Given the state-crime nexus prevalent in these areas of the developing world, accurate and detailed field assessments which take into account the views of civil society actors such as investigative journalists, academics and ex-law enforcement officials known for their integrity will be vital to ensure such projects are not compromised in the early stages.
Internationally sponsored programs to reduce illicit trans-regional flows will also need additional practical measures in project cycle management, from identification through to the final evaluation phase in order to prevent or detect penetration by crime networks.
The selection of local, national and regional interlocutors is key in order to ensure that such programs are not damaged, thwarted or indefinitely delayed by individuals working on behalf of elites colluding with such crime networks while information security and data protection will also be important.

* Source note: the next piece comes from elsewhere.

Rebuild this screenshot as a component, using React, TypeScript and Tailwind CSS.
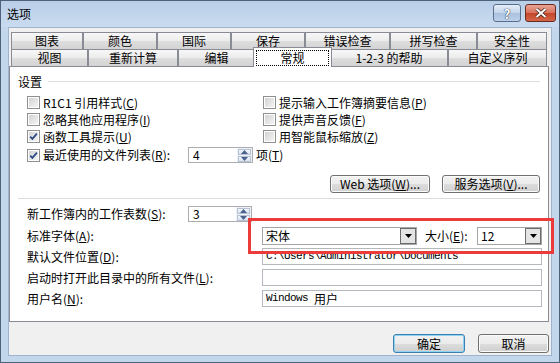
import type { ReactNode } from "react";

const topTabs = [
  { label: "图表", w: "w-[72px]" },
  { label: "颜色", w: "w-[74px]" },
  { label: "国际", w: "w-[74px]" },
  { label: "保存", w: "w-[74px]" },
  { label: "错误检查", w: "w-[85px]" },
  { label: "拼写检查", w: "w-[87px]" },
  { label: "安全性", w: "w-[70px]" },
];

function Acc({ k }: { k: string }) {
  return (
    <span>
      (<u className="underline-offset-1">{k}</u>)
    </span>
  );
}

function Tab({ label, w }: { label: string; w: string }) {
  return (
    <div
      className={`${w} h-full shrink-0 flex items-center justify-center border border-b-0 border-[#898c95] bg-[linear-gradient(#f7f7f7,#ececec_50%,#dedede_50%,#d3d3d3)] leading-none`}
    >
      {label}
    </div>
  );
}

function CheckBox({ checked }: { checked?: boolean }) {
  return (
    <div className="w-[13px] h-[13px] shrink-0 border border-[#8e8f8f] bg-white p-[1px]">
      <div className="w-full h-full bg-[linear-gradient(135deg,#d3d3d3,#f4f4f4)] flex items-center justify-center">
        {checked && (
          <svg width="9" height="9" viewBox="0 0 9 9">
            <path d="M1.2 4.6 L3.4 6.9 L7.9 1.6" fill="none" stroke="#2c4a86" strokeWidth="1.7" />
          </svg>
        )}
      </div>
    </div>
  );
}

function Check({ checked, children }: { checked?: boolean; children: ReactNode }) {
  return (
    <div className="h-[17px] flex items-center gap-[3px] leading-none whitespace-nowrap">
      <CheckBox checked={checked} />
      <span>{children}</span>
    </div>
  );
}

function Spin({ value, w }: { value: string; w: string }) {
  return (
    <div className={`${w} h-[16px] shrink-0 border border-[#abadb3] bg-white flex`}>
      <div className="flex-1 pl-[4px] flex items-center leading-none">{value}</div>
      <div className="w-[15px] flex flex-col p-[1px] gap-[1px] bg-[#eef2f7]">
        <div className="flex-1 flex items-center justify-center border border-[#b7c3d2] bg-[linear-gradient(#f4f7fb,#d9e2ed)]">
          <svg width="7" height="4" viewBox="0 0 7 4">
            <path d="M0 4 L3.5 0 L7 4 Z" fill="#4a638e" />
          </svg>
        </div>
        <div className="flex-1 flex items-center justify-center border border-[#b7c3d2] bg-[linear-gradient(#f4f7fb,#d9e2ed)]">
          <svg width="7" height="4" viewBox="0 0 7 4">
            <path d="M0 0 L3.5 4 L7 0 Z" fill="#4a638e" />
          </svg>
        </div>
      </div>
    </div>
  );
}

function Combo({ value, w }: { value: string; w: string }) {
  return (
    <div className={`${w} h-[18px] shrink-0 border border-[#a5a5a5] bg-white flex`}>
      <div className="flex-1 pl-[3px] flex items-center leading-none">{value}</div>
      <div className="w-[16px] h-full border border-[#6d6d6d] bg-[#e4e4e4] flex items-center justify-center">
        <svg width="7" height="4" viewBox="0 0 7 4">
          <path d="M0 0 L3.5 4 L7 0 Z" fill="#000" />
        </svg>
      </div>
    </div>
  );
}

function Field({ children }: { children?: ReactNode }) {
  return (
    <div className="w-[280px] h-[17px] shrink-0 border border-[#b5b8bf] bg-white flex items-center pl-[3px] leading-none whitespace-nowrap">
      {children}
    </div>
  );
}

function Mono({ children }: { children: ReactNode }) {
  return <span className="text-[11px] tracking-[-0.6px] [font-family:'Liberation_Mono',monospace]">{children}</span>;
}

function Button({ children, w, primary }: { children: ReactNode; w: string; primary?: boolean }) {
  return (
    <div
      className={`${w} shrink-0 rounded-[3px] border ${
        primary ? "border-[#3c7fb1] shadow-[inset_0_0_0_1px_#8fd3f3]" : "border-[#707070] shadow-[inset_0_0_0_1px_#fbfbfb]"
      } bg-[linear-gradient(#f2f2f2,#ebebeb_50%,#dddddd_50%,#cfcfcf)] flex items-center justify-center leading-none whitespace-nowrap`}
    >
      {children}
    </div>
  );
}

function Row({ label, children }: { label: ReactNode; children: ReactNode }) {
  return (
    <div className="h-[21px] flex items-start">
      <div className="w-[235px] shrink-0 h-[17px] flex items-center leading-none whitespace-nowrap">{label}</div>
      {children}
    </div>
  );
}

export default function App() {
  return (
    <div className="w-[560px] h-[363px] relative overflow-hidden bg-[#c2d6ec] border border-[#50627a] flex flex-col text-[12px] text-black [font-family:'Noto_Sans_CJK_SC',sans-serif]">
      {/* title bar */}
      <div className="h-[26px] shrink-0 flex items-start pl-[6px] pr-[3px] pt-[3px] bg-[linear-gradient(#b9cfe8,#c9dbef)]">
        <span className="leading-none mt-[4px]">选项</span>
        <div className="ml-auto flex gap-[4px]">
          <div className="w-[28px] h-[18px] rounded-[3px] border border-[#5a6f8c] bg-[linear-gradient(#e6eef8,#c3d4ea_50%,#a9c0df_50%,#bcd0ea)] flex items-center justify-center">
            <span className="text-white font-bold text-[13px] leading-none [text-shadow:0_0_1px_#1d2c44,0_0_1px_#1d2c44]">?</span>
          </div>
          <div className="w-[31px] h-[18px] rounded-[3px] border border-[#6b2a1f] bg-[linear-gradient(#e8a493,#d7705c_50%,#c44427_50%,#d4664a)] flex items-center justify-center">
            <svg width="12" height="10" viewBox="0 0 12 10">
              <path d="M1.5 1 L10.5 9 M10.5 1 L1.5 9" stroke="#3a1a14" strokeWidth="3.4" />
              <path d="M1.5 1 L10.5 9 M10.5 1 L1.5 9" stroke="#fff" strokeWidth="2" />
            </svg>
          </div>
        </div>
      </div>

      {/* client area */}
      <div className="flex-1 mx-[7px] mb-[6px] bg-[#f0f0f0] border border-[#9fb3cc] flex flex-col pt-[4px]">
        <div className="ml-[2px] w-[536px] h-[17px] flex">
          {topTabs.map((t) => (
            <Tab key={t.label} label={t.label} w={t.w} />
          ))}
        </div>
        <div className="ml-[2px] w-[536px] h-[17px] flex">
          <Tab label="视图" w="w-[77px]" />
          <Tab label="重新计算" w="w-[90px]" />
          <Tab label="编辑" w="w-[77px]" />
          <div className="w-[79px] -mx-[2px] h-[20px] -mt-[2px] relative z-10 shrink-0 bg-white border border-b-0 border-[#898c95] pt-[2px] px-[2px] pb-[1px]">
            <div className="h-full border border-dotted border-black flex items-center justify-center leading-none">常规</div>
          </div>
          <Tab label="1-2-3 的帮助" w="w-[118px]" />
          <Tab label="自定义序列" w="w-[99px]" />
        </div>

        {/* tab page */}
        <div className="w-[540px] h-[256px] border border-[#898c95] bg-white flex flex-col pt-[6px]">
          <div className="h-[17px] flex items-center pl-[8px] pr-[8px]">
            <span className="leading-none">设置</span>
            <div className="flex-1 h-px bg-[#dcdcdc] ml-[6px]" />
          </div>

          <div className="mt-[4px] flex">
            <div className="w-[253px] shrink-0 pl-[17px] flex flex-col">
              <Check>
                R1C1 引用样式<Acc k="C" />
              </Check>
              <Check>
                忽略其他应用程序<Acc k="I" />
              </Check>
              <Check checked>
                函数工具提示<Acc k="U" />
              </Check>
              <div className="mt-[1px] h-[18px] flex items-center leading-none whitespace-nowrap">
                <CheckBox checked />
                <span className="ml-[3px] w-[145px] shrink-0">
                  最近使用的文件列表<Acc k="R" />:
                </span>
                <Spin value="4" w="w-[65px]" />
                <span className="ml-[3px] shrink-0">
                  项<Acc k="T" />
                </span>
              </div>
            </div>
            <div className="flex flex-col">
              <Check>
                提示输入工作簿摘要信息<Acc k="P" />
              </Check>
              <Check>
                提供声音反馈<Acc k="F" />
              </Check>
              <Check>
                用智能鼠标缩放<Acc k="Z" />
              </Check>
            </div>
          </div>

          <div className="mt-[11px] h-[18px] flex justify-end gap-[12px] pr-[8px]">
            <Button w="w-[100px]">
              Web 选项<Acc k="W" />...
            </Button>
            <Button w="w-[98px]">
              服务选项<Acc k="V" />...
            </Button>
          </div>

          <div className="mt-[5px] mx-[8px] h-px bg-[#dcdcdc]" />

          <div className="mt-[7px] pl-[17px] flex flex-col">
            <div className="h-[21px] flex items-start">
              <div className="w-[161px] shrink-0 h-[16px] flex items-center leading-none whitespace-nowrap">
                新工作簿内的工作表数<Acc k="S" />:
              </div>
              <Spin value="3" w="w-[64px]" />
            </div>
            <div className="h-[21px] flex items-start">
              <div className="w-[235px] shrink-0 h-[18px] flex items-center leading-none">
                标准字体<Acc k="A" />:
              </div>
              <Combo value="宋体" w="w-[155px]" />
              <div className="ml-[8px] w-[52px] h-[18px] flex items-center leading-none whitespace-nowrap">
                大小<Acc k="E" />:
              </div>
              <Combo value="12" w="w-[65px]" />
            </div>
            <Row
              label={
                <>
                  默认文件位置<Acc k="D" />:
                </>
              }
            >
              <Field>
                <Mono>C:\Users\Administrator\Documents</Mono>
              </Field>
            </Row>
            <Row
              label={
                <>
                  启动时打开此目录中的所有文件<Acc k="L" />:
                </>
              }
            >
              <Field />
            </Row>
            <Row
              label={
                <>
                  用户名<Acc k="N" />:
                </>
              }
            >
              <Field>
                <Mono>Windows&nbsp;</Mono>
                <span>用户</span>
              </Field>
            </Row>
          </div>
        </div>

        <div className="mt-[12px] h-[19px] flex justify-end gap-[13px] pr-[2px]">
          <Button w="w-[72px]" primary>
            确定
          </Button>
          <Button w="w-[71px]">取消</Button>
        </div>
      </div>

      {/* red annotation box */}
      <div className="absolute left-[247px] top-[217px] w-[306px] h-[36px] border-[3px] border-[#ec3b3b]" />
    </div>
  );
}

However, despite the additional efforts required to effectively support programs aimed at combating organised crime networks, the destabilising effects of illicit flows make such investments increasingly relevant and deserving of resources.
Successful programs implemented early on, while costly in terms of project cycle management time, may provide policy-makers with case study examples, standard operating procedures and security protocols which can be used to accelerate the implementation of subsequent programs while securing such initiatives from crime network penetration.
Opium production increases in southern Afghanistan coupled with falling heroin street prices in cities across the European Union are just one indication of why such trans-regional anti-crime initiatives are of increasing importance to societies in both the developing and developed world.